>> Start LISTED RECORDS

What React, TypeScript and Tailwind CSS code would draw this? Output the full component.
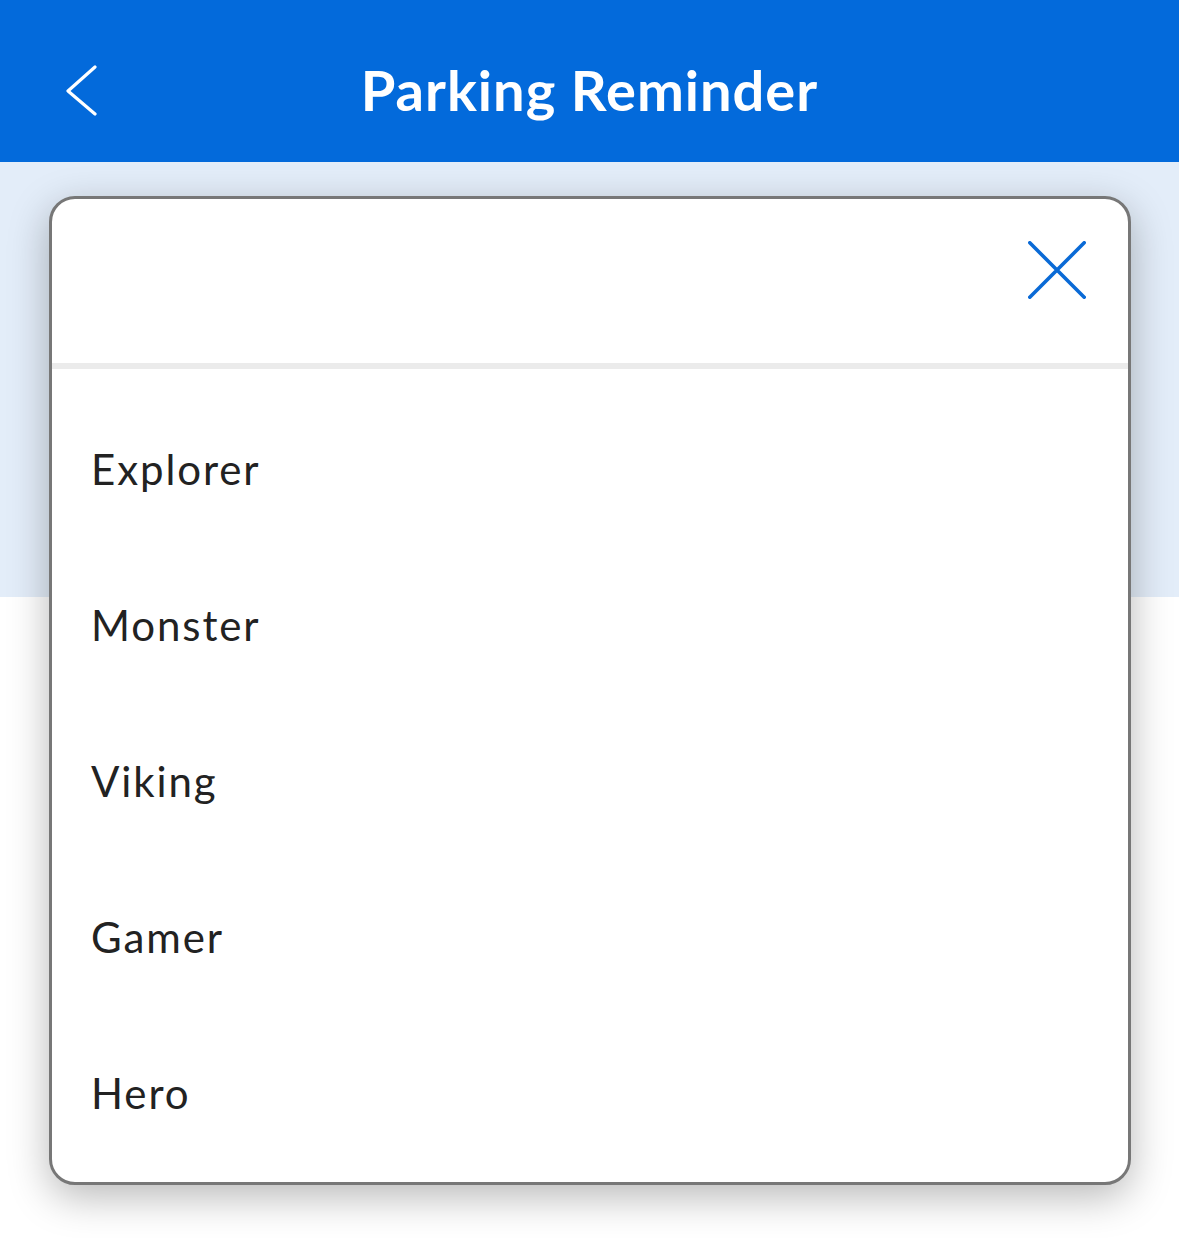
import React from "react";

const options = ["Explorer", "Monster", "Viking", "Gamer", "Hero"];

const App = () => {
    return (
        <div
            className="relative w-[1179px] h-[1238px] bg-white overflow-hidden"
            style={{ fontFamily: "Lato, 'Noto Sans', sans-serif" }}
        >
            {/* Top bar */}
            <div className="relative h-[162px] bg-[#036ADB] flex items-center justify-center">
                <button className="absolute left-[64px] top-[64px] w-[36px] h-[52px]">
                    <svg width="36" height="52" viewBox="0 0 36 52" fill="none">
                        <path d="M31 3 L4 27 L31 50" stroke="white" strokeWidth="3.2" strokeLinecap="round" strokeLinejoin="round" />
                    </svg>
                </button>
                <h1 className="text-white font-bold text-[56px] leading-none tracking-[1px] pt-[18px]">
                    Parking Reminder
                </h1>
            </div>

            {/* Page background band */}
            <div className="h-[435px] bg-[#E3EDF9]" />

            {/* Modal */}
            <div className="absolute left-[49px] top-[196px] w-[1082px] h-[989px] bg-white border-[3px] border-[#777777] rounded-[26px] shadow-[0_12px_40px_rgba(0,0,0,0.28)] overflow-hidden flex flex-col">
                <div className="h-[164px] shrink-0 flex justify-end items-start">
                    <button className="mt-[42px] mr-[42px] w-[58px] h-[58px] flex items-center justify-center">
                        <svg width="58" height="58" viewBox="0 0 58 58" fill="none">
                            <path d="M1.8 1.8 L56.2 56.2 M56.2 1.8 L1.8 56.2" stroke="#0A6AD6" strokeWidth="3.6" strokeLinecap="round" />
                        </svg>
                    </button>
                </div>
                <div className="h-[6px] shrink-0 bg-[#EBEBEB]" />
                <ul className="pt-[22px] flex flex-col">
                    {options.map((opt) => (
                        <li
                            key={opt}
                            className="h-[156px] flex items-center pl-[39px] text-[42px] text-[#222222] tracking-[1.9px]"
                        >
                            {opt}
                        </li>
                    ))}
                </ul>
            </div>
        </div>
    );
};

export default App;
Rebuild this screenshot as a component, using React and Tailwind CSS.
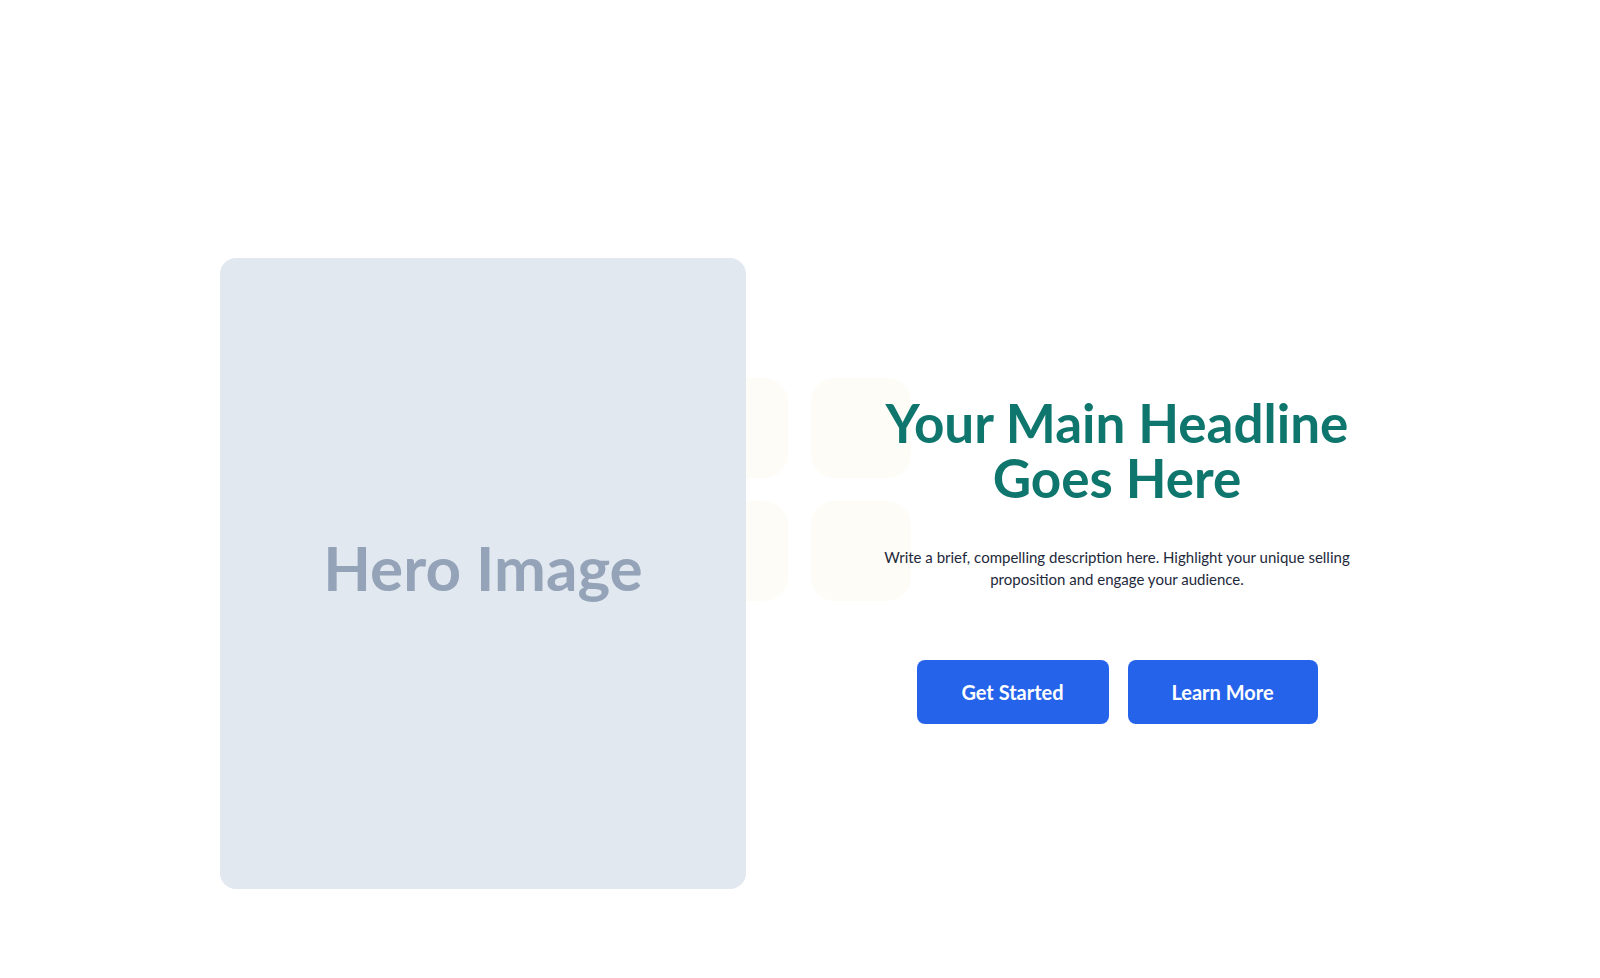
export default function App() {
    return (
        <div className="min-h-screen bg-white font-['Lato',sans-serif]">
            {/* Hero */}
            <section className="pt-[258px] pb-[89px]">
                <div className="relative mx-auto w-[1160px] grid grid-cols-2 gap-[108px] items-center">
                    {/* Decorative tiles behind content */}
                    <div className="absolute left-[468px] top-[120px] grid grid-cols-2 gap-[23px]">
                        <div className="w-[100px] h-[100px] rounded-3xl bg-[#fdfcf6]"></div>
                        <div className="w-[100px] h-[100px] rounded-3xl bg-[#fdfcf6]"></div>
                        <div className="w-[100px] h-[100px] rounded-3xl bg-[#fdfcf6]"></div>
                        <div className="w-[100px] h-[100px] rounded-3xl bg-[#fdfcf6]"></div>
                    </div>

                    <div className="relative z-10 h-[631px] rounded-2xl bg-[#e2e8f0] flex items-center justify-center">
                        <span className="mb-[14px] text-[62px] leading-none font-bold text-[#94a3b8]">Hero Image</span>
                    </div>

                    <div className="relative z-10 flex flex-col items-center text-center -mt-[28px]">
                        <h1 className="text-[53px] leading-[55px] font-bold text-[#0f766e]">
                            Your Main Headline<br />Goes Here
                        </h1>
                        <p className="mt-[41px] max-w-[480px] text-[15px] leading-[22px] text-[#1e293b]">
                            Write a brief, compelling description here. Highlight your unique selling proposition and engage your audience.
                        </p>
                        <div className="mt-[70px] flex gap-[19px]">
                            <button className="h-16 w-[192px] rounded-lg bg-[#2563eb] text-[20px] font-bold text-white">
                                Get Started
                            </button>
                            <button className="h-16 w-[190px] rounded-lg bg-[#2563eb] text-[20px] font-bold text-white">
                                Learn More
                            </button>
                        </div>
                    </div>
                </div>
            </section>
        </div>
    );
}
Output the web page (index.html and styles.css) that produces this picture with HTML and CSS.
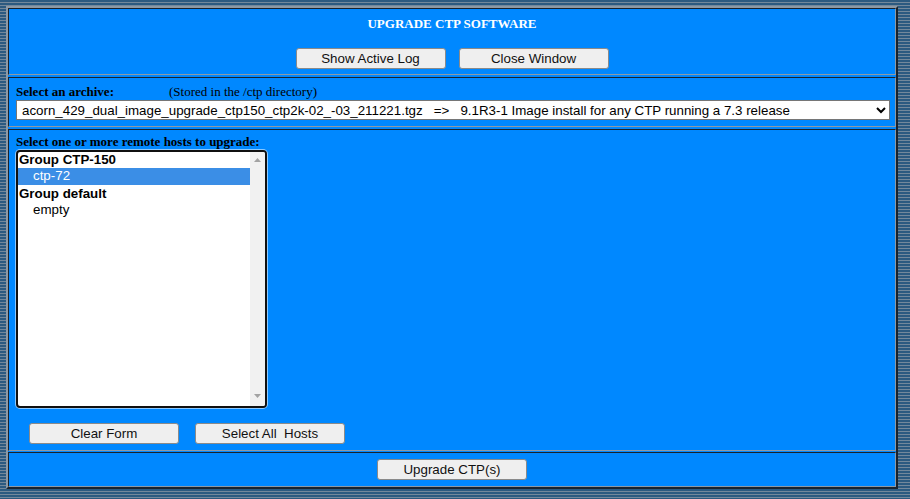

>> End LISTED RECORDS

Restate the data above word for word. Skip every picture.

What React, TypeScript and Tailwind CSS code would draw this? Output the full component.
import React from "react";

const options = ["Explorer", "Monster", "Viking", "Gamer", "Hero"];

const App = () => {
    return (
        <div
            className="relative w-[1179px] h-[1238px] bg-white overflow-hidden"
            style={{ fontFamily: "Lato, 'Noto Sans', sans-serif" }}
        >
            {/* Top bar */}
            <div className="relative h-[162px] bg-[#036ADB] flex items-center justify-center">
                <button className="absolute left-[64px] top-[64px] w-[36px] h-[52px]">
                    <svg width="36" height="52" viewBox="0 0 36 52" fill="none">
                        <path d="M31 3 L4 27 L31 50" stroke="white" strokeWidth="3.2" strokeLinecap="round" strokeLinejoin="round" />
                    </svg>
                </button>
                <h1 className="text-white font-bold text-[56px] leading-none tracking-[1px] pt-[18px]">
                    Parking Reminder
                </h1>
            </div>

            {/* Page background band */}
            <div className="h-[435px] bg-[#E3EDF9]" />

            {/* Modal */}
            <div className="absolute left-[49px] top-[196px] w-[1082px] h-[989px] bg-white border-[3px] border-[#777777] rounded-[26px] shadow-[0_12px_40px_rgba(0,0,0,0.28)] overflow-hidden flex flex-col">
                <div className="h-[164px] shrink-0 flex justify-end items-start">
                    <button className="mt-[42px] mr-[42px] w-[58px] h-[58px] flex items-center justify-center">
                        <svg width="58" height="58" viewBox="0 0 58 58" fill="none">
                            <path d="M1.8 1.8 L56.2 56.2 M56.2 1.8 L1.8 56.2" stroke="#0A6AD6" strokeWidth="3.6" strokeLinecap="round" />
                        </svg>
                    </button>
                </div>
                <div className="h-[6px] shrink-0 bg-[#EBEBEB]" />
                <ul className="pt-[22px] flex flex-col">
                    {options.map((opt) => (
                        <li
                            key={opt}
                            className="h-[156px] flex items-center pl-[39px] text-[42px] text-[#222222] tracking-[1.9px]"
                        >
                            {opt}
                        </li>
                    ))}
                </ul>
            </div>
        </div>
    );
};

export default App;
Rebuild this screenshot as a component, using React and Tailwind CSS.
export default function App() {
    return (
        <div className="min-h-screen bg-white font-['Lato',sans-serif]">
            {/* Hero */}
            <section className="pt-[258px] pb-[89px]">
                <div className="relative mx-auto w-[1160px] grid grid-cols-2 gap-[108px] items-center">
                    {/* Decorative tiles behind content */}
                    <div className="absolute left-[468px] top-[120px] grid grid-cols-2 gap-[23px]">
                        <div className="w-[100px] h-[100px] rounded-3xl bg-[#fdfcf6]"></div>
                        <div className="w-[100px] h-[100px] rounded-3xl bg-[#fdfcf6]"></div>
                        <div className="w-[100px] h-[100px] rounded-3xl bg-[#fdfcf6]"></div>
                        <div className="w-[100px] h-[100px] rounded-3xl bg-[#fdfcf6]"></div>
                    </div>

                    <div className="relative z-10 h-[631px] rounded-2xl bg-[#e2e8f0] flex items-center justify-center">
                        <span className="mb-[14px] text-[62px] leading-none font-bold text-[#94a3b8]">Hero Image</span>
                    </div>

                    <div className="relative z-10 flex flex-col items-center text-center -mt-[28px]">
                        <h1 className="text-[53px] leading-[55px] font-bold text-[#0f766e]">
                            Your Main Headline<br />Goes Here
                        </h1>
                        <p className="mt-[41px] max-w-[480px] text-[15px] leading-[22px] text-[#1e293b]">
                            Write a brief, compelling description here. Highlight your unique selling proposition and engage your audience.
                        </p>
                        <div className="mt-[70px] flex gap-[19px]">
                            <button className="h-16 w-[192px] rounded-lg bg-[#2563eb] text-[20px] font-bold text-white">
                                Get Started
                            </button>
                            <button className="h-16 w-[190px] rounded-lg bg-[#2563eb] text-[20px] font-bold text-white">
                                Learn More
                            </button>
                        </div>
                    </div>
                </div>
            </section>
        </div>
    );
}
Output the web page (index.html and styles.css) that produces this picture with HTML and CSS.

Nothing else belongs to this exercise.